The figure below shows the composition of the green taxes as a percentages. The breakdown of the £112 cost is as follows:
- £47 – the cost of the “Energy Companies Obligation” (ECO). This was introduced in 2013 and requires energy suppliers to deliver energy efficiency measures to the poorest customers.
- £30 – Renewables Obligation – introduced in 2002 this requires energy suppliers to source an increasing portion of their energy from renewable energy sources
- £11 – Warm Home Discount. Introduced in 2011 requires suppliers to help fund a fuel bill rebate for low income customers. Essentially this is a subsidy we all pay for the households that are eligible for the discount. See more information on eligibility for Warm Home Discount (opens in a new window)
- £8 EU Emissions Trading Scheme. Introduced in 2005 this is an EU system that allows companies to trade emissions allowances under a greenhouse emissions cap.
- £7 Feed-in-tariffs. This came into effect in 2010 and is the cost for small-scale energy generation such as PV panels, wind turbines and other small scale electricity generation schemes
- £3 Smart meters and better billing. These are designed to give consumers better information about their own energy costs. They should also enable faster and easier switching for consumers between different suppliers
- £5 Carbon floor price. This came into effect in April 2013 and is a tax on fossil fuel emissions to generate electricity.
So what’s the problem?
- 27,000 excess winter deaths
- 21.5% estimated to be caused by cold homes
- 5,800 deaths caused by cold homes
- Mostly over 65s
Firstly, we want to be clear that we agree wholeheartedly with the principle of ECO – namely that we should be investing in making our homes warmer and cheaper to heat as well as reducing our carbon emissions. (Read our tips on saving energy)
What is ECO?
ECO is an energy efficiency programme that was introduced earlier this year (2013). ECO places a legal obligation on the larger energy companies to deliver energy efficiency measures to domestic users with a particular focus on vulnerable consumer groups and hard-to-treat homes. The government estimates that ECO will deliver £1.3 billion worth of energy efficiency measures per year. You can read more about ECO here (opens in a new window)

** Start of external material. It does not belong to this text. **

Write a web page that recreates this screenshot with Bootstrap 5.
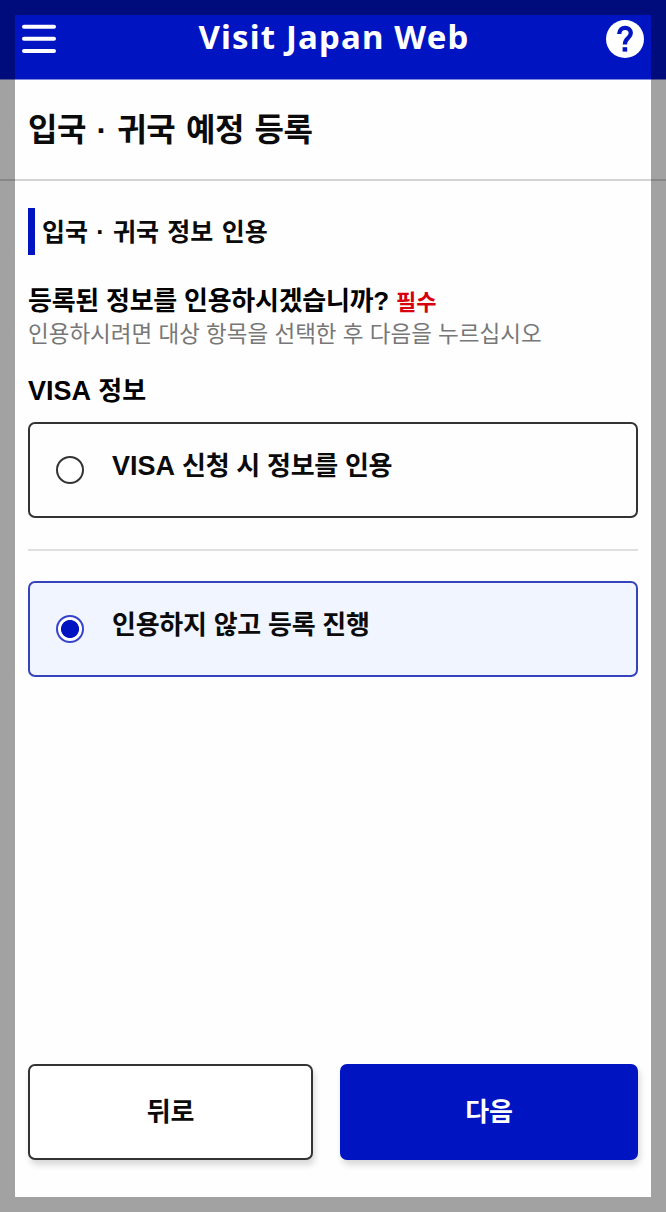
<!DOCTYPE html>
<html lang="ko">
<head>
<meta charset="utf-8">
<meta name="viewport" content="width=device-width, initial-scale=1">
<title>Visit Japan Web</title>
<link href="https://cdn.jsdelivr.net/npm/bootstrap@5.3.0/dist/css/bootstrap.min.css" rel="stylesheet">
<style>
  :root { --vjw-blue: #0014c1; }
  body { font-family: "Liberation Sans", "Noto Sans CJK KR", sans-serif; color: #0b0b0b; background: #fefefe; }
  .screen { height: 1212px; overflow: hidden; }
  .screen-frame { position: fixed; inset: 0; border: 15px solid rgba(0,0,0,.36); pointer-events: none; z-index: 20; }
  .topbar { height: 80px; background: var(--vjw-blue); border-bottom: 1px solid #8289dd; padding: 0 22px 2px; }
  .brand { font: 700 33px/40px "Noto Sans", sans-serif; letter-spacing: 1.15px; margin-bottom: 4px; padding-left: 4px; }
  .page-title { height: 101px; border-bottom: 2px solid #d3d3d3; padding: 0 28px; }
  .page-title h1 { font-size: 32px; line-height: 40px; font-weight: 700; letter-spacing: -.4px; word-spacing: 2px; }
  .content { padding: 27px 28px 0; }
  .section-title { height: 47px; border-left: 7px solid var(--vjw-blue); padding-left: 7px; }
  .section-title h2 { font-size: 25px; line-height: 32px; font-weight: 700; word-spacing: 1.4px; }
  .question { font-size: 26px; line-height: 32px; font-weight: 700; letter-spacing: -.25px; margin-top: 30px; color: #000; }
  .required { font-size: 22px; letter-spacing: 0; color: #d9000d; }
  .hint { font-size: 22.5px; line-height: 32px; color: #777; }
  .group-title { font-size: 26px; line-height: 32px; font-weight: 700; margin-top: 24px; color: #000; }
  .latin { font-size: 27px; letter-spacing: 0; }
  .choice { height: 96px; border: 2px solid #333; border-radius: 7px; padding-left: 26px; gap: 28px; }
  .group-title + .choice { margin-top: 15px; }
  .choice.active { border-color: #3544bd; background: #f1f5ff; }
  .choice .form-check-input { width: 28px; height: 28px; border: 2px solid #333; background: #fff; box-shadow: none; }
  .choice .form-check-input:checked { border-color: #3544c8; background: radial-gradient(circle, var(--vjw-blue) 8.6px, #fff 9.4px); }
  .choice-text { font-size: 26px; line-height: 32px; font-weight: 700; letter-spacing: -.25px; margin-bottom: 8px; }
  .rule { height: 2px; background: #dfdfdf; margin: 31px 0 30px; }
  .actions { padding: 0 28px; margin-bottom: 52px; gap: 27px; }
  .actions .btn { height: 96px; border-radius: 7px; font-size: 26px; font-weight: 700; letter-spacing: -.25px; box-shadow: 2px 5px 6px rgba(0,0,0,.15); }
  .btn-back { width: 285px; border: 2px solid #333; background: #fff; color: #0b0b0b; }
  .btn-next { background: var(--vjw-blue); color: #fff; border: 0; }
</style>
</head>
<body>
<div class="screen d-flex flex-column">
  <header class="topbar d-flex align-items-center justify-content-between text-white">
    <svg width="36" height="30" viewBox="0 0 36 30" stroke="#fff" stroke-width="4" stroke-linecap="round" aria-label="Menu"><path d="M2 2.7H32M2 14.7H32M2 27H32"/></svg>
    <div class="brand">Visit Japan Web</div>
    <svg width="38" height="38" viewBox="0 0 38 38" aria-label="Help"><circle cx="19" cy="19" r="19" fill="#fff"/><path d="M13.2 14C13.4 5.8 24.8 6 24.8 13C24.8 18.2 18.9 18 18.9 24.4" fill="none" stroke="#0014c1" stroke-width="4.3"/><path d="M16.6 27.2H21.2V31.6H16.6Z" fill="#0014c1"/></svg>
  </header>
  <div class="page-title d-flex align-items-center"><h1 class="mb-0">입국 · 귀국 예정 등록</h1></div>
  <main class="content flex-grow-1">
    <div class="section-title d-flex align-items-center"><h2 class="mb-0">입국 · 귀국 정보 인용</h2></div>
    <div class="question">등록된 정보를 인용하시겠습니까? <span class="required">필수</span></div>
    <div class="hint">인용하시려면 대상 항목을 선택한 후 다음을 누르십시오</div>
    <div class="group-title"><span class="latin">VISA</span> 정보</div>
    <label class="choice d-flex align-items-center">
      <input class="form-check-input m-0" type="radio" name="quote">
      <span class="choice-text"><span class="latin">VISA</span> 신청 시 정보를 인용</span>
    </label>
    <div class="rule"></div>
    <label class="choice active d-flex align-items-center">
      <input class="form-check-input m-0" type="radio" name="quote" checked>
      <span class="choice-text">인용하지 않고 등록 진행</span>
    </label>
  </main>
  <div class="actions d-flex">
    <button class="btn btn-back" type="button">뒤로</button>
    <button class="btn btn-next flex-grow-1" type="button">다음</button>
  </div>
</div>
<div class="screen-frame"></div>
<script src="https://cdn.jsdelivr.net/npm/bootstrap@5.3.0/dist/js/bootstrap.bundle.min.js"></script>
</body>
</html>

What’s the matter with ECO?
Energy Suppliers do not have access to government statistics that identify the people who qualify for assistance under ECO and have reported that they find it difficult to identify the correct vulnerable people who qualify for the scheme. One way suppliers could identify more people who qulaify for the scheme would be to try to boost the numbers of people they supply on prepayment meters – as this group pays the most for their energy and are more likely to be struggling with fuel poverty.
However when we, along with numerous other collective switching operations have approached suppliers with prepayment customers we have had no offers of discounts for this group. (Nor has anyone else that we know of! As we are committed to helping people in fuel poverty, we gave cashback on any commissions we recieved so that we could offer them a discount).

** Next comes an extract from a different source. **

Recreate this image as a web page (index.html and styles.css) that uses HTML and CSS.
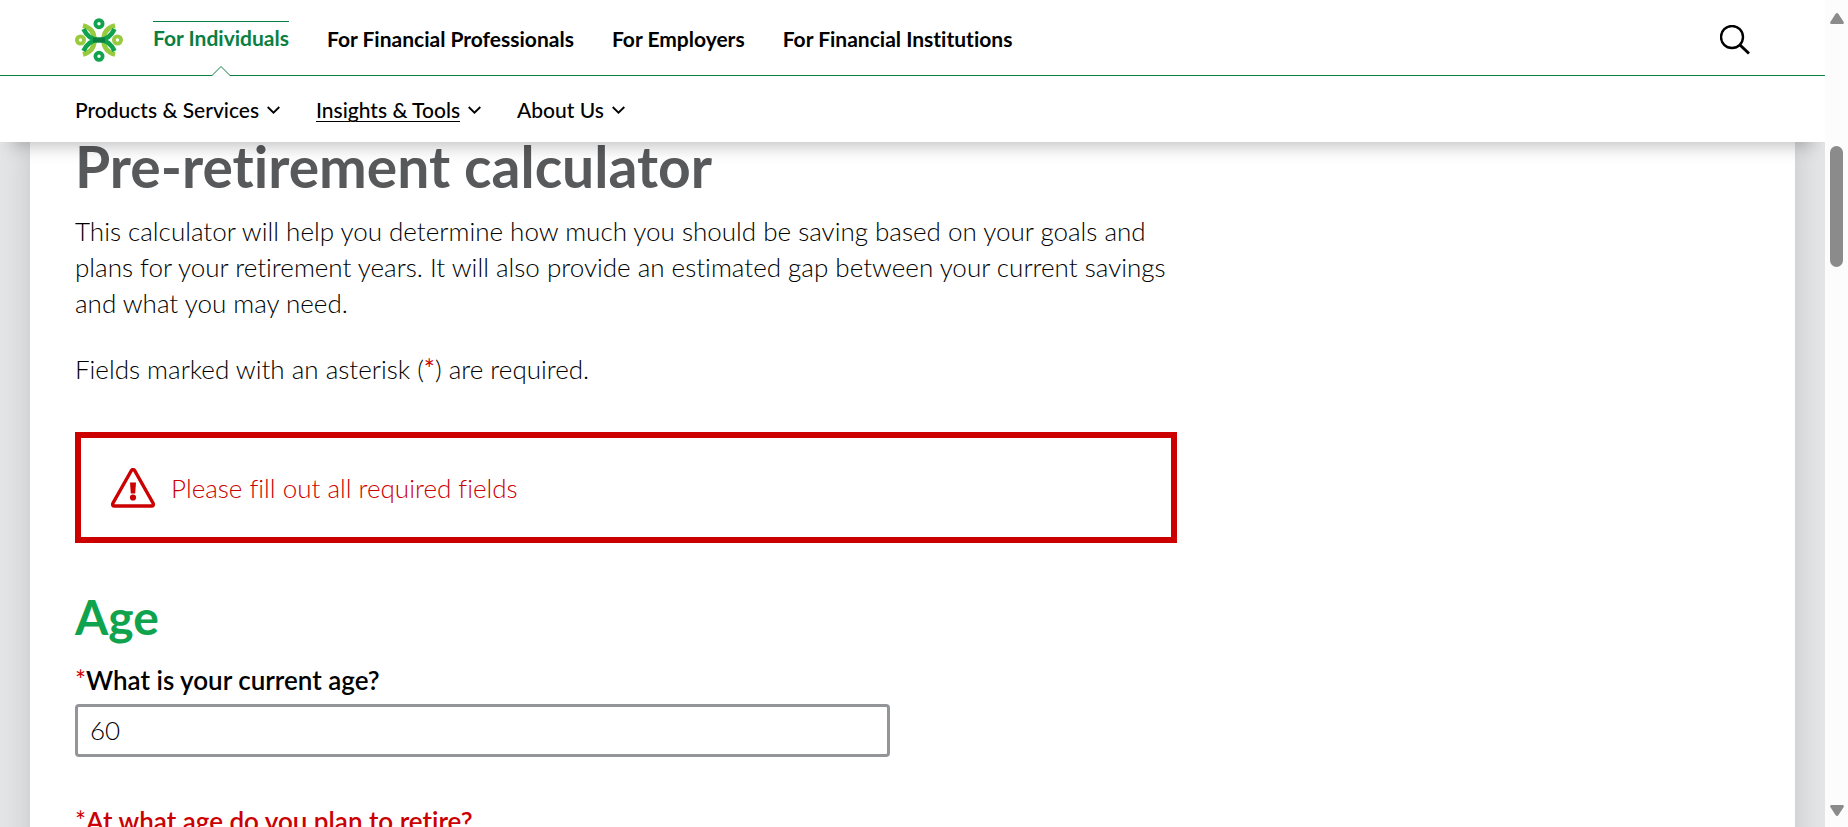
FILE: index.html
```
<!DOCTYPE html>
<html lang="en">
<head>
<meta charset="utf-8">
<meta name="viewport" content="width=device-width, initial-scale=1">
<title>Pre-retirement calculator</title>
<link rel="stylesheet" href="styles.css">
</head>
<body>
<div class="page">
  <header class="header">
    <div class="topbar">
      <a class="logo" href="#" aria-label="Home">
        <svg width="48" height="44" viewBox="0 0 48 44" fill="none">
          <g stroke="#97ca3d" stroke-width="4.600">
            <path d="M8 7.500C15 9.500 19.500 14 19.500 22S15 34.500 8 36.500"/>
            <path d="M40 7.500C33 9.500 28.500 14 28.500 22S33 34.500 40 36.500"/>
            <circle cx="5.500" cy="22" r="3.600" stroke-width="3.800"/>
            <circle cx="42.500" cy="22" r="3.600" stroke-width="3.800"/>
          </g>
          <g stroke="#0fa34d" stroke-width="4.600">
            <path d="M8.500 11C12 18.500 17 22 24 22S36 18.500 39.500 11"/>
            <path d="M8.500 33C12 25.500 17 22 24 22S36 25.500 39.500 33"/>
            <circle cx="24" cy="5.700" r="3.600" stroke-width="3.800"/>
            <circle cx="24" cy="38.300" r="3.600" stroke-width="3.800"/>
          </g>
          <path d="M18 19.500h12v5H18z" fill="#0b7f42"/>
        </svg>
      </a>
      <nav class="audiences" aria-label="Audience">
        <a class="audience audience-active" href="#" aria-current="page"><span class="audience-text">For Individuals</span>
          <svg class="pointer" width="20" height="11" viewBox="0 0 20 11" fill="#fff" stroke="#0b7f42"><path stroke="none" d="M1 11 10 1l9 10z"/><path d="M0 10.500h1L10 1.500l9 9h1"/></svg>
        </a>
        <a class="audience" href="#">For Financial Professionals</a>
        <a class="audience" href="#">For Employers</a>
        <a class="audience" href="#">For Financial Institutions</a>
      </nav>
      <button class="search" type="button" aria-label="Search">
        <svg width="30" height="30" viewBox="0 0 30 30" fill="none" stroke="#000"><circle cx="12" cy="12" r="11" stroke-width="2.400"/><path d="m20 20 9 8.500" stroke-width="3"/></svg>
      </button>
    </div>
    <nav class="sections" aria-label="Sections">
      <button class="section" type="button"><span>Products &amp; Services</span><svg width="13" height="8" viewBox="0 0 13 8" fill="none" stroke="#000" stroke-width="1.800"><path d="m.7 1 5.800 5.700L12.300 1"/></svg></button>
      <button class="section" type="button"><span class="current">Insights &amp; Tools</span><svg width="13" height="8" viewBox="0 0 13 8" fill="none" stroke="#000" stroke-width="1.800"><path d="m.7 1 5.800 5.700L12.300 1"/></svg></button>
      <button class="section" type="button"><span>About Us</span><svg width="13" height="8" viewBox="0 0 13 8" fill="none" stroke="#000" stroke-width="1.800"><path d="m.7 1 5.800 5.700L12.300 1"/></svg></button>
    </nav>
  </header>
  <main class="backdrop">
    <form class="sheet">
      <h1 class="title">Pre-retirement calculator</h1>
      <p class="copy">This calculator will help you determine how much you should be saving based on your goals and plans for your retirement years. It will also provide an estimated gap between your current savings and what you may need.</p>
      <p class="copy">Fields marked with an asterisk (<span class="star">*</span>) are required.</p>
      <div class="alert" role="alert">
        <svg width="44" height="40" viewBox="0 0 44 40" fill="none" stroke="#c00"><path d="M20.400 2.500 1.900 35.200Q.9 38 3.500 38h37q2.600 0 1.600-2.800L23.600 2.500q-1.600-2-3.200 0z" stroke-width="3.400"/><path d="M19 14.500h6l-.8 11h-4.400z" fill="#c00" stroke="none"/><circle cx="22" cy="29.500" r="3.100" fill="#c00" stroke="none"/></svg>
        <span>Please fill out all required fields</span>
      </div>
      <h2 class="group">Age</h2>
      <div class="field">
        <label class="label" for="age"><span class="star">*</span>What is your current age?</label>
        <input class="input" id="age" type="text" value="60">
      </div>
      <div class="field">
        <label class="label label-error" for="retire"><span class="star">*</span>At what age do you plan to retire?</label>
        <input class="input" id="retire" type="text">
      </div>
    </form>
  </main>
</div>
<div class="scrollbar" aria-hidden="true">
  <svg width="14" height="11" viewBox="0 0 14 11" fill="#8b8b8b"><path d="M5.500 1q1.500-2 3 0l5.200 8q.6 2-1.200 2h-11q-1.800 0-1.200-2z"/></svg>
  <div class="track"><div class="thumb"></div></div>
  <svg width="14" height="11" viewBox="0 0 14 11" fill="#8b8b8b"><path d="M5.500 10q1.500 2 3 0l5.200-8q.6-2-1.200-2h-11Q-.3 0 .3 2z"/></svg>
</div>
</body>
</html>
```
FILE: styles.css
```
* { box-sizing: border-box; }

body {
  margin: 0;
  height: 100vh;
  display: flex;
  overflow: hidden;
  background: #fff;
  color: #000;
  font-family: Lato, "Liberation Sans", sans-serif;
  font-variant-ligatures: none;
}

.page {
  flex: 1;
  min-width: 0;
  display: flex;
  flex-direction: column;
  overflow: hidden;
}

.header {
  position: relative;
  z-index: 1;
  flex: none;
  background: #fff;
  box-shadow: 0 16px 16px -12px rgba(0, 0, 0, 0.25);
}

.topbar {
  display: flex;
  align-items: stretch;
  height: 76px;
  padding: 0 75px;
  border-bottom: 1px solid #0b7f42;
}

.logo {
  display: flex;
  align-items: center;
  padding-top: 4px;
  margin-right: 30px;
}

.audiences {
  display: flex;
  gap: 38px;
}

.audience {
  position: relative;
  display: flex;
  align-items: center;
  padding-top: 3px;
  color: #000;
  font-size: 21px;
  font-weight: 700;
  line-height: 34px;
  text-decoration: none;
}

.audience-active {
  padding-top: 0;
  color: #0b7f42;
}

.audience-text {
  border-top: 1px solid #0b7f42;
  line-height: 32px;
}

.pointer {
  position: absolute;
  bottom: -1px;
  left: calc(50% - 10px);
}

.search {
  margin-left: auto;
  padding: 8px 0 0;
  border: 0;
  background: none;
}

.sections {
  display: flex;
  gap: 36px;
  height: 66px;
  padding: 0 75px;
}

.section {
  display: flex;
  align-items: center;
  gap: 8px;
  padding: 2px 0 0;
  border: 0;
  background: none;
  color: #000;
  font: 500 21px/28px Lato, "Liberation Sans", sans-serif;
}

.current {
  text-decoration: underline;
  text-decoration-thickness: 1px;
  text-underline-offset: 3px;
}

.backdrop {
  flex: 1;
  min-height: 0;
  padding: 0 30px;
  background: #e4e5e7;
}

.sheet {
  min-height: 100%;
  padding: 0 45px;
  background: #fff;
  box-shadow: 0 0 30px rgba(0, 0, 0, 0.15);
}

.title {
  margin: 0;
  color: #58595b;
  font-size: 57px;
  font-weight: 700;
  line-height: 49px;
}

.copy {
  max-width: 1102px;
  margin: 0;
  padding-top: 22px;
  font-size: 26px;
  font-weight: 300;
  line-height: 36px;
}

.copy + .copy { padding-top: 30px; }

.star {
  color: #c00;
  font-weight: 400;
}

.alert {
  display: flex;
  align-items: center;
  gap: 16px;
  max-width: 1102px;
  height: 111px;
  margin-top: 45px;
  padding: 0 30px;
  border: 6px solid #c00;
  color: #c00;
  font-size: 26px;
  font-weight: 300;
  line-height: 36px;
}

.group {
  margin: 46px 0 0;
  color: #0fa34d;
  font-size: 48px;
  font-weight: 700;
  line-height: 56px;
}

.field {
  max-width: 815px;
  margin-bottom: 31px;
  padding-top: 15px;
}

.group + .field { padding-top: 17px; }

.label {
  display: block;
  margin-bottom: 6px;
  font-size: 26px;
  font-weight: 600;
  line-height: 36px;
}

.label-error { color: #c00; }

.input {
  display: block;
  width: 100%;
  height: 53px;
  padding: 0 12px 2px;
  border: 3px solid #939598;
  border-radius: 4px;
  background: #fff;
  color: #000;
  font: 300 26px/36px Lato, "Liberation Sans", sans-serif;
}

.scrollbar {
  display: flex;
  flex: none;
  flex-direction: column;
  align-items: center;
  width: 23px;
  padding: 13px 0 11px;
  background: #fcfcfc;
}

.track { flex: 1; }

.thumb {
  width: 13px;
  height: 121px;
  margin-top: 122px;
  border-radius: 7px;
  background: #8b8b8b;
}
```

So energy suppliers have difficulty finding customers who qualify for ECO (but don’t want lots of new prepayment customers)
The problems with ECO continue because even if energy suppliers can identify the people who qualify for the scheme, the majority of consumers do not trust them to give good advice.
This is not rocket science and these same issues dogged the two previous schemes that ECO replaced. Numerous studies have reported that people do not trust energy suppliers to give them impartial advice (the most recent was an IPSOS Mori Survey for the Energy Savings Trust earlier in 2013 where 68% of respondents said that the believe energy companies are only interested in making money – not helping them.)
Is that all? – what about the carbon floor price taxes?
These taxes, though they are called carbon taxes they go straight into the treasury. These taxes should be spent on making our houses more energy efficient. See the EnergyBillRevolution for more on a campaign (which we support) calling for warm homes and lower energy bills.
The Warm Home Discount
This is a support mechanism for the most vulnerable people – as such it would be much fairer to pay for it from general taxation. In theory our taxation system would allow the cost of this support to be fairly distributed – rather than it going on everyone’s fuel bills.
So please do look at green taxes – and take the responsibility for delivering ECO away from energy suppliers.
Removing the Warm Home Discount, ECO and the Carbon Floor Price would reduce our bills by £63
Today the consumer group Which? has launched a campaign that calls for very similar measure as we have set out in the article above and our commentary on Ed Miliband’s price freeze.